The Website and Blog of HR Author and Speaker Lori Kleiman

Employee Competency: The “What” AND the “How”

employee competency

Rebecca and Kate attended similar schools, took similar courses, achieved similar grades, landed similar jobs in similar companies… Yet Kate has been much more successful in her career, having been promoted several times whereas Rebecca is still in her original position. How could this be?

The answer is because Kate brings a unique set of behaviors to her role, so that she not only completes the assigned tasks of her job but consistently goes above and beyond due to her understanding of the “behaviors” or “competencies” that are most valued by her company.

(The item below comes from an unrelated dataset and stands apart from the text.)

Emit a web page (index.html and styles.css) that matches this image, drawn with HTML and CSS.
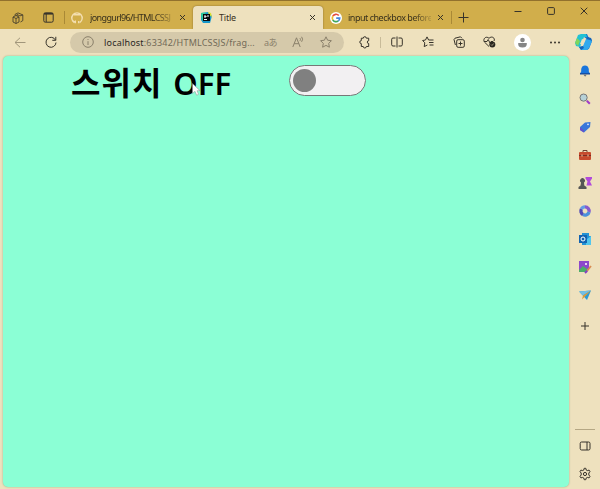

HR professionals can support Kate and help Rebecca by facilitating a process of identifying the shared competencies that most influence individual, group, and organizational success. The process often begins with identifying specific employees that consistently perform beyond expectations on the “WHAT” of their job. In HR Hacks, we offer a template for evaluating your top talent. These are the employees that consistently exceed revenue targets, quickly resolve customer challenges, produce highly effective marketing campaigns, build collaborative production teams, etc. When you look at what these people have in common, you can begin to identify the underlying competencies that are influencing organizational success. The six we focus on in HR Hacks are:

  • Talent
  • Ambition
  • Behaviors
  • Performance
  • Engagement
  • Potential

The HR professional can help to codify your competencies into defined competencies. For example, it may be that a shared characteristic among the high performers at a company is the ability to work within a group setting. HR leaders know that these characteristics can be defined as “teamwork” and provide a mutually understandable definition of “teamwork”, such as “the ability and willingness to align one’s own behavior with the needs, priorities, and mission of the organization.”

The next step (and one that is sometimes left out) is to define the competency at several different levels so that teamwork can be translated to fit the range of roles within the organization. For example, an entry level or lower paid employee may demonstrate teamwork by actively participating in team meetings supporting team decisions, assisting in team meetings; whereas a more senior level employee may demonstrate teamwork by providing information and ideas to support collaborative decisions, solving mutual challenges, and resolving conflicts within and across departments.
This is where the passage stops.